The failure mode here is declaring victory on benchmark scores. Benchmarks aren't your workload. Trust the shadow test on real inputs.
Play 4: Route Hybrid
Trigger: The open pilot passes quality bars on its target workload and the cost delta is meaningful.
Owner: Platform team.
This is the steady state most mature teams land in. You route by two axes: cost and risk.
The routing rules
- High-volume, low-risk, quality-tolerant tasks go to the self-hosted open model.
- Frontier reasoning, sensitive data with strict contracts, and anything user-facing-and-hard goes to the closed model.
- A fallback path sends open-model failures to the closed model automatically.
The cost of this play is real: you now operate two systems, two eval suites, and routing logic that can itself break. Budget for that complexity. For teams below serious scale, the hybrid tax isn't worth it, which is why Play 4 has a trigger and isn't the default. Best Practices That Actually Work goes deeper on keeping a hybrid system maintainable.
Play 5: Consolidate
Trigger: One side of your hybrid setup has shrunk to a rounding error, or a market shift changed the math.
Owner: Engineering lead.
Plays accumulate cruft. If closed API prices drop far enough, your self-hosted savings can evaporate and the right move is to consolidate back to closed and shut down the GPUs. If an open model leaps forward, you might consolidate the other way. This play exists to make sure someone is empowered to delete a system, because nobody ever wants to admit a past decision expired. Review the portfolio quarterly and be willing to run this play.
Sequencing and Ownership
The order is non-negotiable: validate, instrument, pilot, route, consolidate. The most common organizational failure is jumping to Play 3 or 4 because self-hosting feels sophisticated, before Play 2 has proven there's anything to optimize. Assign one accountable owner per play and put the quarterly portfolio review on a recurring calendar invite. A model strategy without a standing owner decays into whatever the loudest engineer prefers.
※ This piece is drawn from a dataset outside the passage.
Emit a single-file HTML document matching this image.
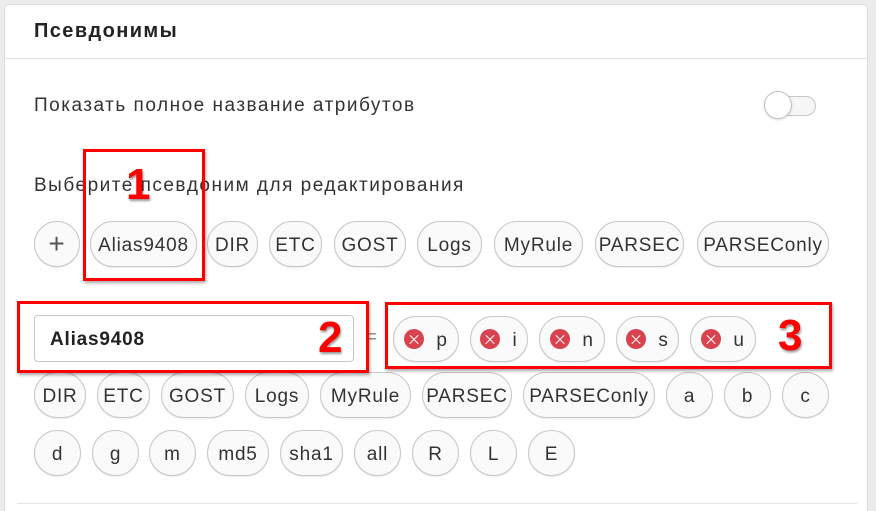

Frequently Asked Questions
How is a playbook different from just having a strategy?
A strategy states intent; a playbook states the conditional moves. The value is in the triggers, knowing that "spend is high and steady" fires the open pilot and nothing else does. It turns a debate into a checklist that anyone on the team can execute.
What if regulation forces open from day one?
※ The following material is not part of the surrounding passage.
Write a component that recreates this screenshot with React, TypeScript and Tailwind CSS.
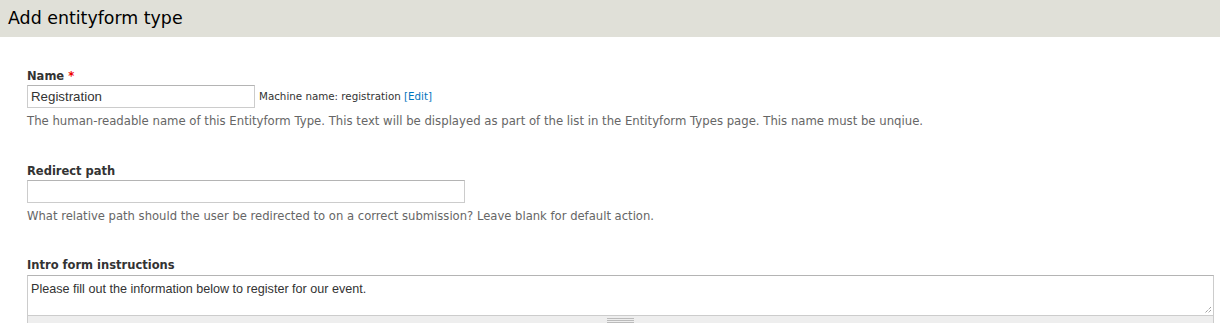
export default function App() {
  const sans = { fontFamily: '"DejaVu Sans", Verdana, sans-serif' };
  const arial = { fontFamily: '"Liberation Sans", Arial, sans-serif' };
  return (
    <div className="min-h-[323px] bg-white overflow-hidden" style={sans}>
      {/* Page title */}
      <div className="h-[37px] bg-[#e0e0d8] pl-[8px] flex items-center">
        <h1 className="text-[17.4px] font-normal text-black leading-none">
          Add entityform type
        </h1>
      </div>

      <div className="pl-[27px] pr-[6px] pt-[31px]">
        {/* Name */}
        <div>
          <label className="block text-[11.5px] font-bold text-[#333] leading-[16px]">
            Name <span className="text-[#e00]">*</span>
          </label>
          <div className="flex items-center mt-[1px]">
            <input
              className="w-[228px] h-[23px] border border-[#ccc] border-t-[#b4b4b4] px-[3px] text-[13.3px] text-[#333] outline-none"
              style={arial}
              defaultValue="Registration"
            />
            <span className="ml-[4px] text-[10.3px] text-[#333]">
              Machine name: registration{" "}
              <a className="text-[#0074bd]">[Edit]</a>
            </span>
          </div>
          <p className="mt-[6px] text-[11.7px] text-[#666] leading-[14px]">
            The human-readable name of this Entityform Type. This text will be
            displayed as part of the list in the Entityform Types page. This
            name must be unqiue.
          </p>
        </div>

        {/* Redirect path */}
        <div className="mt-[35px]">
          <label className="block text-[11.5px] font-bold text-[#333] leading-[16px]">
            Redirect path
          </label>
          <input
            className="mt-[1px] w-[438px] h-[23px] border border-[#ccc] border-t-[#b4b4b4] px-[3px] text-[13px] outline-none block"
            style={arial}
          />
          <p className="mt-[6px] text-[11.6px] text-[#666] leading-[14px]">
            What relative path should the user be redirected to on a correct
            submission? Leave blank for default action.
          </p>
        </div>

        {/* Intro form instructions */}
        <div className="mt-[34px]">
          <label className="block text-[11.5px] font-bold text-[#333] leading-[16px]">
            Intro form instructions
          </label>
          <div className="relative mt-[2px]">
            <textarea
              className="block w-full h-[40px] border border-[#ccc] border-t-[#b4b4b4] border-b-0 px-[3px] pt-[6px] text-[12.6px] leading-[15px] text-[#333] outline-none resize-none"
              style={arial}
              defaultValue="Please fill out the information below to register for our event."
            />
            <svg
              className="absolute right-[2px] top-[31px]"
              width="8"
              height="8"
              viewBox="0 0 8 8"
            >
              <path d="M7 1 L1 7 M7 4 L4 7" stroke="#777" strokeWidth="1" strokeDasharray="1 1" />
            </svg>
            <div className="h-[9px] bg-[#eee] border border-[#ccc] flex justify-center pt-[2px]">
              <div className="w-[27px] h-[5px] border-y border-[#bbb] flex items-center">
                <div className="w-full h-px bg-[#bbb]" />
              </div>
            </div>
          </div>
        </div>
      </div>
    </div>
  );
}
Then you run a modified Play 1 where "validate" happens on a self-hosted open model inside your perimeter. You lose the speed advantage of closed, so budget extra time for the prototype. The rest of the sequence still applies.
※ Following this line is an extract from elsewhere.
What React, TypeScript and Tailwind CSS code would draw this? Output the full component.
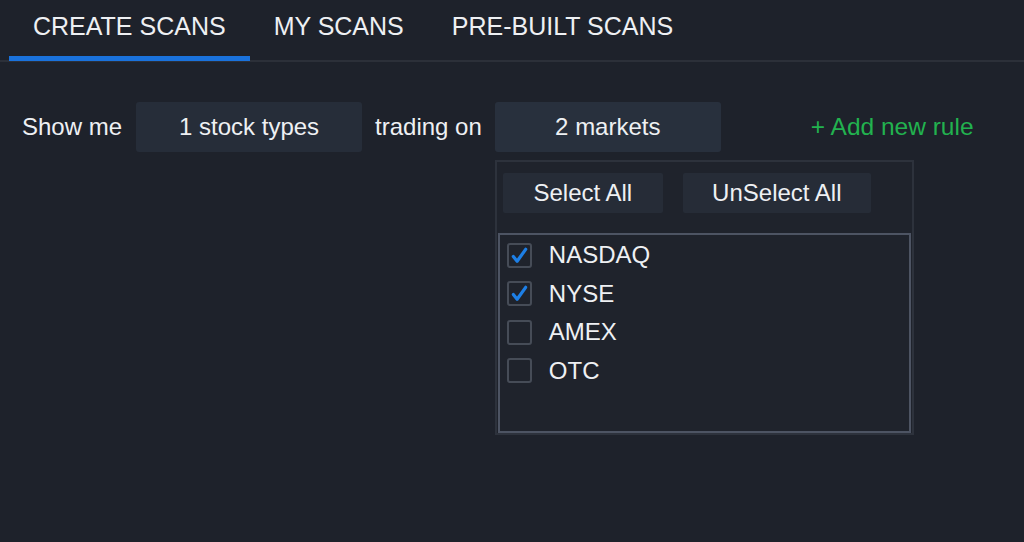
import React, { useState } from 'react';

const TABS = ['CREATE SCANS', 'MY SCANS', 'PRE-BUILT SCANS'];

const MARKETS = [
  { id: 'nasdaq', label: 'NASDAQ', checked: true },
  { id: 'nyse', label: 'NYSE', checked: true },
  { id: 'amex', label: 'AMEX', checked: false },
  { id: 'otc', label: 'OTC', checked: false },
];

function CheckBox({ checked }: { checked: boolean }) {
  return (
    <span className="w-[25px] h-[25px] shrink-0 rounded-[3px] border-2 border-[#464c57] flex items-center justify-center">
      {checked && (
        <svg viewBox="0 0 20 20" className="w-[19px] h-[19px]">
          <path d="M3.5 11 L7.5 16 L16.5 3.5" fill="none" stroke="#1d7fe6" strokeWidth="3.4" strokeLinecap="round" strokeLinejoin="round" />
        </svg>
      )}
    </span>
  );
}

export default function App() {
  const [active, setActive] = useState(0);
  const [markets, setMarkets] = useState(MARKETS);

  const toggle = (id: string) =>
    setMarkets(markets.map(m => (m.id === id ? { ...m, checked: !m.checked } : m)));

  return (
    <div className="w-[1024px] h-[542px] bg-[#1e222b] text-[#eef0f3] overflow-hidden whitespace-nowrap" style={{ fontFamily: '"Liberation Sans", Arial, sans-serif' }}>
      {/* Tabs */}
      <div className="flex items-start pl-[9px] pt-[14px] border-b-2 border-[#2c3039] h-[62px]">
        {TABS.map((tab, idx) => (
          <button
            key={tab}
            onClick={() => setActive(idx)}
            className={
              'px-6 pb-[17px] text-[25px] leading-none border-b-[5px] ' +
              (active === idx ? 'border-[#1a72dc]' : 'border-transparent')
            }
          >
            {tab}
          </button>
        ))}
      </div>

      {/* Rule row */}
      <div className="flex items-start pl-[22px] pt-[40px]">
        <div className="flex items-center h-[50px] text-[24px]">Show me</div>
        <button className="ml-[14px] w-[226px] h-[50px] shrink-0 rounded-[3px] bg-[#262d39] text-[24px]">1 stock types</button>
        <div className="ml-[13px] flex items-center h-[50px] text-[24px]">trading on</div>

        <div className="ml-[13px] relative shrink-0">
          <button className="w-[226px] h-[50px] rounded-[3px] bg-[#28303d] text-[24px]">2 markets</button>

          {/* Dropdown */}
          <div className="absolute left-0 top-[58px] w-[419px] h-[275px] border-2 border-[#2d323c] bg-[#1f232c] flex flex-col">
            <div className="flex gap-[20px] pl-[6px] pt-[11px]">
              <button className="w-[160px] h-[40px] rounded-[2px] bg-[#262c37] text-[24px]">Select All</button>
              <button className="w-[188px] h-[40px] rounded-[2px] bg-[#262c37] text-[24px]">UnSelect All</button>
            </div>
            <div className="mt-[20px] mx-[1px] h-[200px] border-2 border-[#4d5463] flex flex-col pt-[1px] pl-[7px]">
              {markets.map(m => (
                <label key={m.id} onClick={() => toggle(m.id)} className="flex items-center h-[38.5px] gap-[17px] cursor-pointer">
                  <CheckBox checked={m.checked} />
                  <span className="text-[24px] leading-none">{m.label}</span>
                </label>
              ))}
            </div>
          </div>
        </div>

        <button className="ml-[90px] flex items-center h-[50px] text-[24.5px] text-[#22b24f]">+ Add new rule</button>
      </div>
    </div>
  );
}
Who should own the model portfolio overall?
A single engineering leader with finance visibility, because the decision is half technical and half cost. Distributing it across teams guarantees inconsistent choices and no one running Play 5 when a system should die.
How often should we re-run the plays?
Instrument continuously, review the portfolio quarterly, and re-pilot whenever a major model release or a significant price change moves the break-even point. The math here expires faster than most architectural decisions.
Can a small team skip straight to hybrid?
Almost never. Hybrid's operational tax only pays off at scale. Small teams should live in Plays 1 and 2 and resist the pull toward complexity until the cost data demands it.
Key Takeaways
- Treat open vs closed as a managed portfolio, not a one-time verdict.
- The five plays run in strict order: validate closed, instrument cost, pilot open, route hybrid, consolidate.
- Triggers are the whole point; never pilot open before cost data proves there's something to save.
- Build the model abstraction layer in Play 1 or every later play becomes impossible.
- Assign one accountable owner and review the portfolio quarterly, because the math expires.